Deutlich freundlicher stellen sich die Beschäftigungsaussichten dar. Analog zu den Auslandsaufträgen ist auch hier eine Stabilisierung des Saldos zu verzeichnen, und zwar bei +24 Punkten nach zuvor +22 Punkten, nach einem allerdings bereits im Vorquartal erfolgten, kräftigen Rücksetzer um 11 Punkte. Trotz des Fachkräftemangels bildet sich die Einstellungsneigung der Unternehmen allerdings sukzessiv zurück. Nur noch etwas mehr als jedes vierte Unternehmen beabsichtigt nunmehr, seine Humankapitalbasis auszuweiten, während zugleich der Anteil jener Unternehmen auf 4% sinkt, welche ihren Beschäftigtenstand nicht zu halten vermögen.

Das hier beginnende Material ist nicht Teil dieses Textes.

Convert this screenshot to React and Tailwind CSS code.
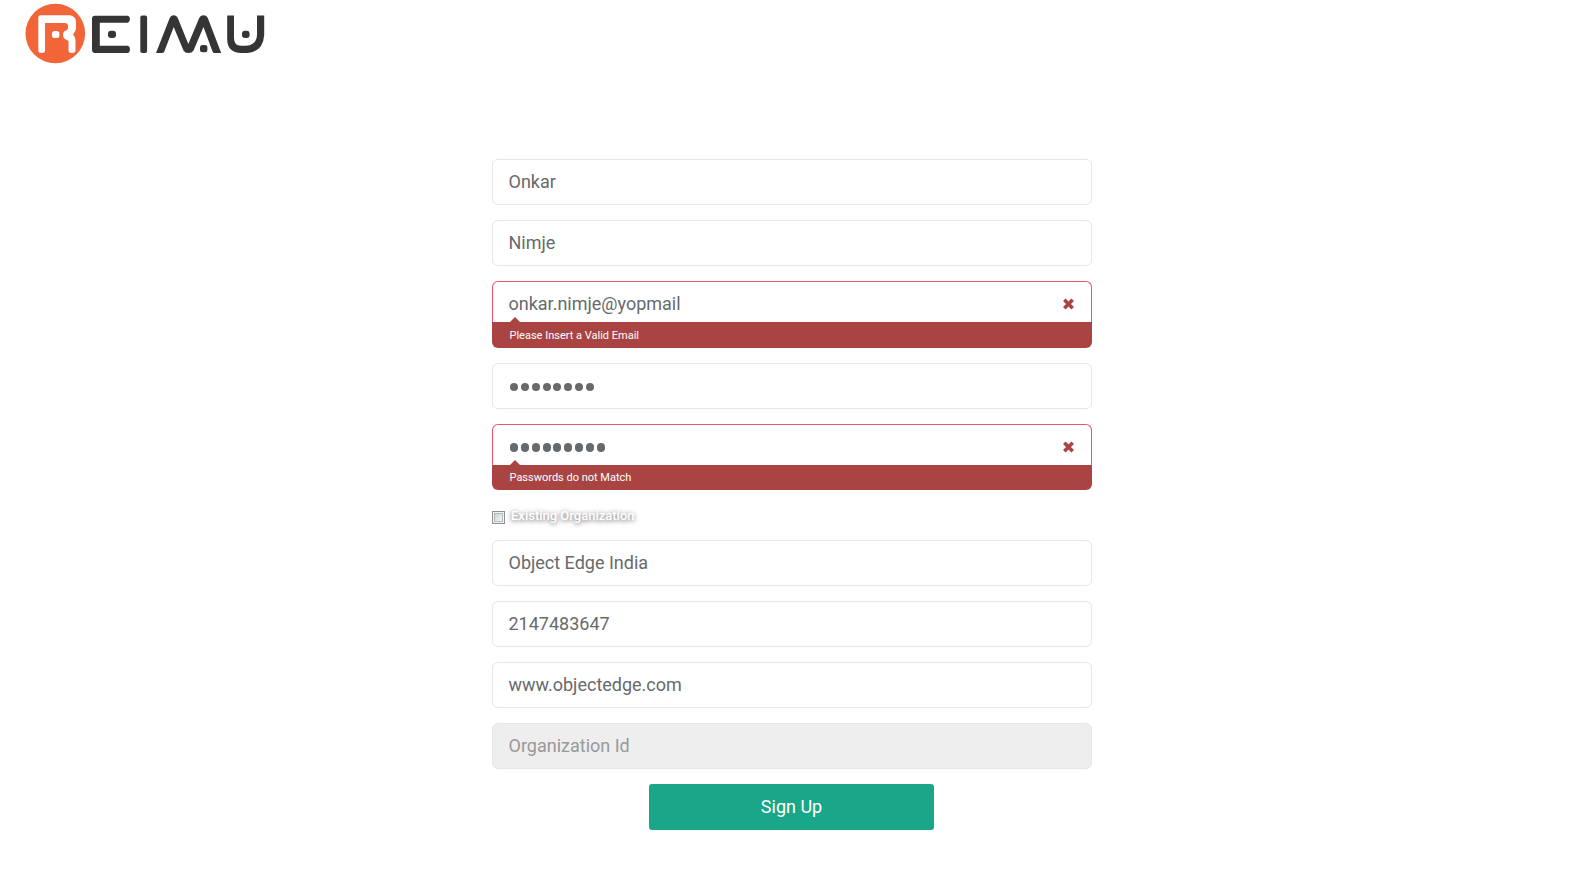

Mit einem Saldo von +43 Punkten nach zuvor +70 Punkten könnte auf der Ebene der Erzeugerpreise der obere Wendepunkt des Preisauftriebs im laufenden dritten Quartal erreicht werden. Erwarteten zum Vortermin noch knapp drei Viertel der Respondenten steigende Verkaufspreise auf Sicht der nächsten drei Monate, ist deren Anteil zum aktuellen Termin auf gut die Hälfte zurückgegangen. Der nach wie vor außergewöhnlich hohe Wert dieses Indikators weist darauf hin, dass der zuletzt zu beobachtende Preisauftrieb zwar weder ein auf wenige Warenkategorien beschränktes noch ein vorübergehendes Phänomen bleiben wird, aber unter Berücksichtigung der betreffenden Vorlaufzeiten der Höhepunkt der Inflation gemäß Verbraucherpreisindex im ersten Quartal 2023 erreicht werden dürfte – immer vorausgesetzt, dass keine Gasmangellage in Europa eintritt.

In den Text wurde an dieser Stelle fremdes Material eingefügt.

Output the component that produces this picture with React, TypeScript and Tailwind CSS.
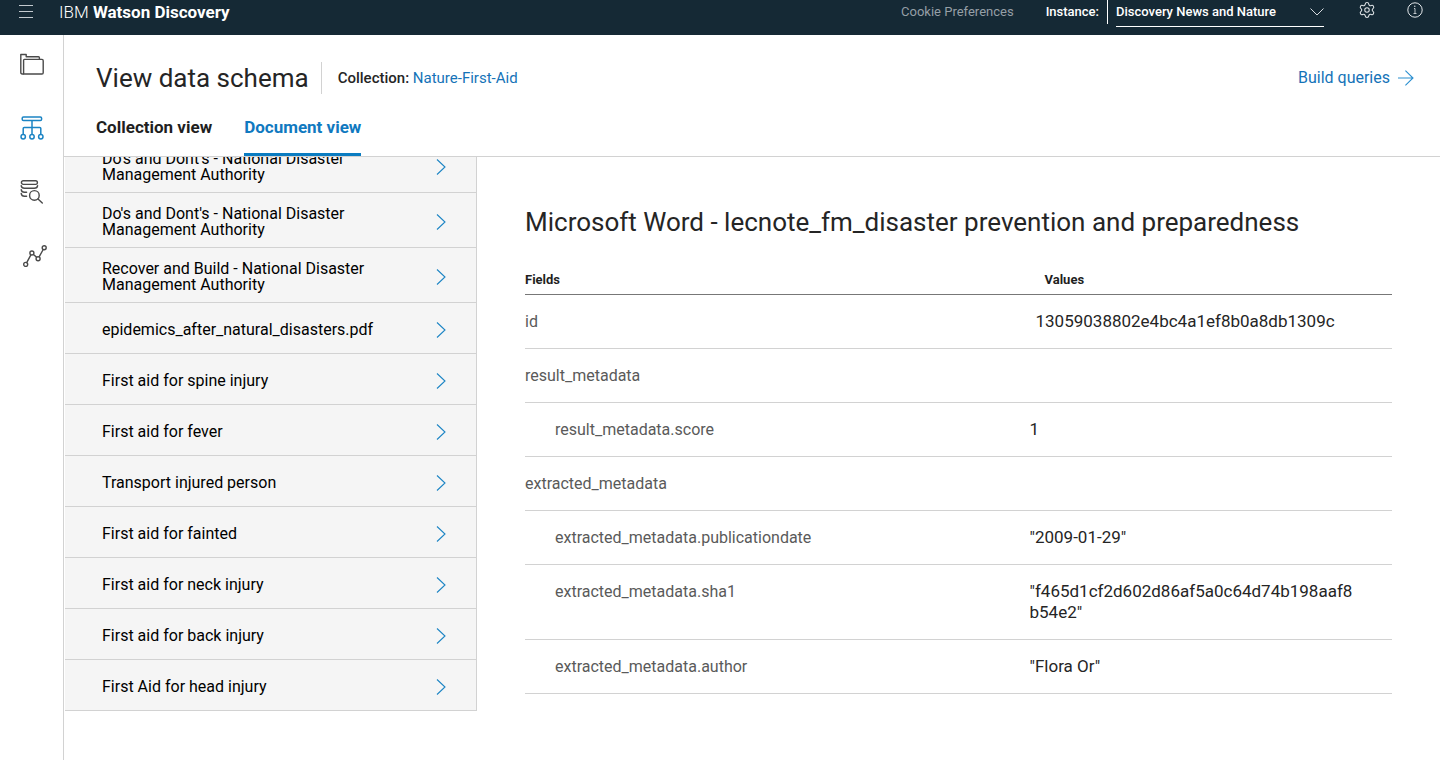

Die Vielzahl der konjunkturellen Störfaktoren hinterlässt bereits beträchtliche Spuren in der aktuellen Ertragslage der Unternehmen. Der betreffende Saldo bildet sich zum dritten Mal in Folge zurück, zu diesem Termin allerdings nur marginal, und zwar von +26 Punkten auf +25 Punkte. Mit minus 22 Punkten stellt sich der Saldo der Ertragserwartungen auf Sicht des nächsten Halbjahres nahezu unverändert negativ dar, nachdem er zum Vortermin von +7 auf minus 24 Punkte eingebrochen war. Er bringt die im Durchschnitt der Respondenten unverändert pessimistischen Geschäftsaussichten zum Ausdruck, bleibt der Druck weiterhin anhaltend, wird sich das in den Erträgen widerspiegeln.

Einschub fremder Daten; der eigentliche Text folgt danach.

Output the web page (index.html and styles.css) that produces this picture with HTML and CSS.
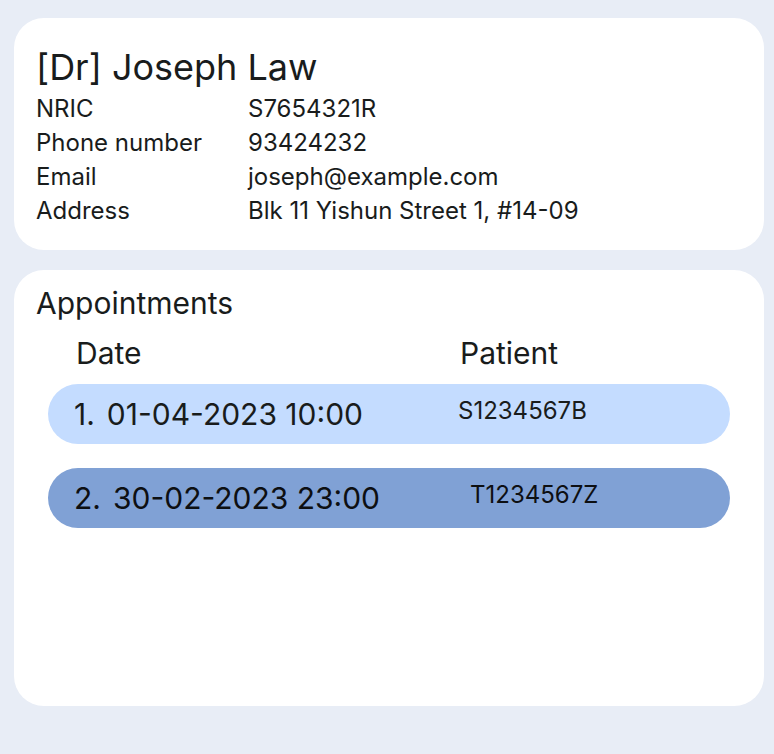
FILE: index.html
```html
<!DOCTYPE html>
<html lang="en">
<head>
<meta charset="utf-8">
<title>Doctor details</title>
<link rel="stylesheet" href="styles.css">
</head>
<body>
<main class="page">
  <section class="card profile">
    <h1 class="name">[Dr] Joseph Law</h1>
    <dl class="details">
      <dt>NRIC</dt><dd>S7654321R</dd>
      <dt>Phone number</dt><dd>93424232</dd>
      <dt>Email</dt><dd>joseph@example.com</dd>
      <dt>Address</dt><dd>Blk 11 Yishun Street 1, #14-09</dd>
    </dl>
  </section>
  <section class="card appointments">
    <h2 class="title">Appointments</h2>
    <table class="list">
      <thead>
        <tr class="head"><th>Date</th><th>Patient</th></tr>
      </thead>
      <tbody>
        <tr class="row"><td class="date"><span>1.</span><span>01-04-2023 10:00</span></td><td class="patient">S1234567B</td></tr>
        <tr class="row row-alt"><td class="date"><span>2.</span><span>30-02-2023 23:00</span></td><td class="patient">T1234567Z</td></tr>
      </tbody>
    </table>
  </section>
</main>
</body>
</html>
```
FILE: styles.css
```css
* {
  box-sizing: border-box;
}

body {
  margin: 0;
  background: #e8edf6;
  color: #191c1c;
  font-family: Inter, "Liberation Sans", sans-serif;
}

.page {
  display: flex;
  flex-direction: column;
  gap: 20px;
  min-height: 100vh;
  padding: 18px 10px 48px 14px;
}

.card {
  background: #fff;
  border-radius: 30px;
}

.profile {
  padding: 24px 22px 22px;
}

.appointments {
  flex: 1;
  padding: 14px 34px 24px;
}

h1,
h2,
dl,
dd {
  margin: 0;
  font-weight: 400;
}

.name {
  font-size: 36px;
  line-height: 50px;
}

.details {
  display: grid;
  grid-template-columns: 212px 1fr;
  font-size: 24px;
  line-height: 34px;
}

.title {
  margin-left: -12px;
  font-size: 30px;
  line-height: 38px;
}

.list,
.list thead,
.list tbody {
  display: block;
}

.head,
.row {
  display: grid;
  grid-template-columns: 384px 1fr;
  padding: 0 28px;
  font-size: 30px;
}

.head {
  height: 62px;
  padding-top: 12px;
  line-height: 38px;
}

.head th,
.row td {
  padding: 0;
  font-weight: 400;
  text-align: left;
}

.row {
  height: 60px;
  padding: 0 26px;
  border-radius: 30px;
  background: #c4dcff;
  line-height: 60px;
}

.row + .row {
  margin-top: 24px;
}

.row-alt {
  grid-template-columns: 396px 1fr;
  background: #80a1d5;
  color: #0d0f12;
}

.date {
  display: flex;
  gap: 12px;
}

.row .patient {
  font-size: 24px;
  line-height: 54px;
}
```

Die IV-Konjunkturumfrage: Zur Befragungsmethode

An der jüngsten Konjunkturumfrage der Industriellenvereinigung beteiligten sich 408 Unternehmen mit rund 301.500 Beschäftigten. Bei der Konjunkturumfrage der IV kommt folgende Methode zur Anwendung: Den Unternehmen werden drei Antwortmöglichkeiten vorgelegt: positiv, neutral und negativ. Errechnet werden die (beschäftigungsgewichteten) Prozentanteile dieser Antwortkategorien, sodann wird der konjunktursensible „Saldo“ aus den Prozentanteilen positiver und negativer Antworten unter Vernachlässigung der neutralen gebildet.